Nonlinear Elasticity

In my Ph.D. thesis I developed a least-squares minimization strategy for solving the equations of geometrically nonlinear elasticity. One of the strengths of the formulation is that in the presence of full regularity the linearized functionals are equivalent to the product H^1 norm, allowing the use of simple polynomial finite element spaces. When full H^2 regularity is lost (which occurs at almost any corner in a polygonal domain) the weighted-norm procedure can be used to recover optimal-order discretization accuracy. When using an efficient nonlinear nested iteration strategy, the full nonlinear problem can generally be solved with work equivalent to the linear problem.

Nested Iteration

At the heart of the multigrid/multilevel philosophy is the idea that work done on coarse scales is cheap in comparison to the work required on the finest scale.
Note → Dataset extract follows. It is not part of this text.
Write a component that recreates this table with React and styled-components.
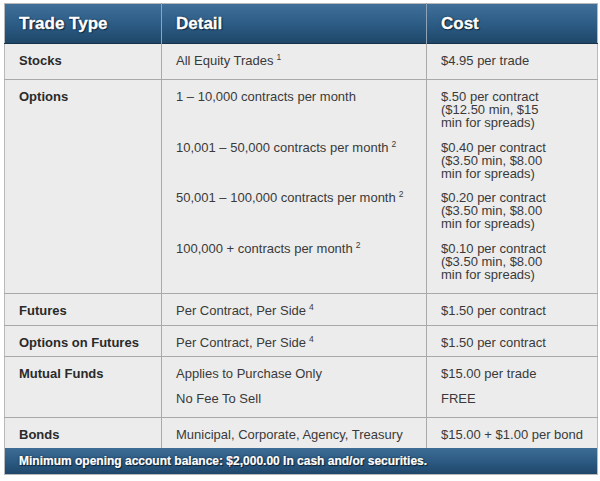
import React from "react";
import styled, { createGlobalStyle } from "styled-components";

const Global = createGlobalStyle`
  html, body { margin: 0; padding: 0; background: #ffffff; }
  body { font-family: "Liberation Sans", Arial, Helvetica, sans-serif; }
`;

const Page = styled.div`
  padding: 3px 3px 0 4px;
`;

const Table = styled.table`
  width: 593px;
  border-collapse: collapse;
  table-layout: fixed;
  border: 1px solid #b9b9b9;
  background: #ececec;
  color: #333333;
  font-size: 13px;
`;

const Col = styled.col`
  width: ${(p) => p.$w}px;
`;

const HeadRow = styled.tr`
  background: linear-gradient(to bottom, #40709a 0%, #2b5a83 55%, #1f4769 100%);
  border-bottom: 1px solid #15324b;
`;

const HeadCell = styled.th`
  height: 39px;
  padding: 0 14px;
  text-align: left;
  vertical-align: middle;
  font-size: 17px;
  font-weight: bold;
  color: #ffffff;
  text-shadow: 0 0 2px #0b1f33, 1px 1px 1px #0b1f33, 0 0 1px #0b1f33;
  -webkit-text-stroke: 0.3px #ffffff;
  border-left: 1px solid #8fa3b5;
  &:first-child { border-left: none; }
`;

const Row = styled.tr`
  border-top: 1px solid #a9a9a9;
`;

const Cell = styled.td`
  padding: 10px 6px ${(p) => p.$pb ?? 8}px 14px;
  vertical-align: top;
  line-height: 13px;
  border-left: 1px solid #a9a9a9;
  font-weight: ${(p) => (p.$bold ? "bold" : "normal")};
  color: ${(p) => (p.$bold ? "#2a2a2a" : "#3a3a3a")};
  white-space: nowrap;
  &:first-child { border-left: none; }
`;

const Stack = styled.div`
  display: flex;
  flex-direction: column;
  gap: ${(p) => p.$gap}px;
`;

const Group = styled.div`
  height: ${(p) => p.$h ?? 13}px;
  line-height: 13px;
`;

const Sup = styled.sup`
  font-size: 8.5px;
  line-height: 0;
  vertical-align: 5px;
  margin-left: 3px;
`;

const FootRow = styled.tr`
  background: linear-gradient(to bottom, #3d6c95 0%, #2a5880 55%, #1f4668 100%);
`;

const FootCell = styled.td`
  height: 26px;
  padding: 0 14px;
  vertical-align: middle;
  font-size: 12px;
  font-weight: bold;
  color: #ffffff;
  text-shadow: 0 0 2px #0b1f33, 1px 1px 1px #0b1f33;
  -webkit-text-stroke: 0.2px #ffffff;
`;

const optionTiers = [
  { detail: "1 – 10,000 contracts per month", sup: null, cost: ["$.50 per contract", "($12.50 min, $15", "min for spreads)"] },
  { detail: "10,001 – 50,000 contracts per month", sup: "2", cost: ["$0.40 per contract", "($3.50 min, $8.00", "min for spreads)"] },
  { detail: "50,001 – 100,000 contracts per month", sup: "2", cost: ["$0.20 per contract", "($3.50 min, $8.00", "min for spreads)"] },
  { detail: "100,000 + contracts per month", sup: "2", cost: ["$0.10 per contract", "($3.50 min, $8.00", "min for spreads)"] },
];

export default function App() {
  return (
    <>
      <Global />
      <Page>
        <Table>
          <colgroup>
            <Col $w={157} />
            <Col $w={265} />
            <Col $w={171} />
          </colgroup>
          <thead>
            <HeadRow>
              <HeadCell>Trade Type</HeadCell>
              <HeadCell>Detail</HeadCell>
              <HeadCell>Cost</HeadCell>
            </HeadRow>
          </thead>
          <tbody>
            <Row>
              <Cell $bold $pb={12}>Stocks</Cell>
              <Cell $pb={12}>All Equity Trades<Sup>1</Sup></Cell>
              <Cell $pb={12}>$4.95 per trade</Cell>
            </Row>
            <Row>
              <Cell $bold $pb={12}>Options</Cell>
              <Cell $pb={12}>
                <Stack $gap={11.5}>
                  {optionTiers.map((t) => (
                    <Group key={t.detail} $h={39}>
                      {t.detail}
                      {t.sup && <Sup>{t.sup}</Sup>}
                    </Group>
                  ))}
                </Stack>
              </Cell>
              <Cell $pb={12}>
                <Stack $gap={11.5}>
                  {optionTiers.map((t) => (
                    <Group key={t.detail} $h={39}>
                      {t.cost.map((l) => (
                        <div key={l}>{l}</div>
                      ))}
                    </Group>
                  ))}
                </Stack>
              </Cell>
            </Row>
            <Row>
              <Cell $bold $pb={8}>Futures</Cell>
              <Cell $pb={8}>Per Contract, Per Side<Sup>4</Sup></Cell>
              <Cell $pb={8}>$1.50 per contract</Cell>
            </Row>
            <Row>
              <Cell $bold $pb={7}>Options on Futures</Cell>
              <Cell $pb={7}>Per Contract, Per Side<Sup>4</Sup></Cell>
              <Cell $pb={7}>$1.50 per contract</Cell>
            </Row>
            <Row>
              <Cell $bold $pb={12}>Mutual Funds</Cell>
              <Cell $pb={12}>
                <Stack $gap={12}>
                  <Group>Applies to Purchase Only</Group>
                  <Group>No Fee To Sell</Group>
                </Stack>
              </Cell>
              <Cell $pb={12}>
                <Stack $gap={12}>
                  <Group>$15.00 per trade</Group>
                  <Group>FREE</Group>
                </Stack>
              </Cell>
            </Row>
            <Row>
              <Cell $bold $pb={7}>Bonds</Cell>
              <Cell $pb={7}>Municipal, Corporate, Agency, Treasury</Cell>
              <Cell $pb={7}>$15.00 + $1.00 per bond</Cell>
            </Row>
          </tbody>
          <tfoot>
            <FootRow>
              <FootCell colSpan={3}>
                Minimum opening account balance: $2,000.00 In cash and/or securities.
              </FootCell>
            </FootRow>
          </tfoot>
        </Table>
      </Page>
    </>
  );
}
On the other hand, completely resolving all of one type of error in an inner iteration is inefficient. We are interested in what can be considered efficient simultaneous continuation methods.

The iteration always consists of an innermost iteration of some number of multigrid cycles on an algebraic system of equations. We generally think of the outermost iteration as the refinement level of the mesh, either locally or globally refined. As intermediate parameters we consider linearization steps, material parameters (Reynolds number, Lame constants, etc.), polynomial order of basis, weighting parameter, and forcing functions.

The difficulty is, of course, using computable measures to predict the most accurate next step within the iteration. The eventual goal is the design of general algorithms that learn the behavior of the specific iteration while solving the coarse scale problems to choose a cost-optimal strategy for the finer and finest scale problems. These choices must be made on-the-fly and with as little input from the user as possible.

In computation we continually develop intuition regarding these choices. We have developed theory regarding the simple two parameter model of meshsize and multigrid cycle. In practice we employ this approach to other problems of interest, especially those with a nonlinear iteration.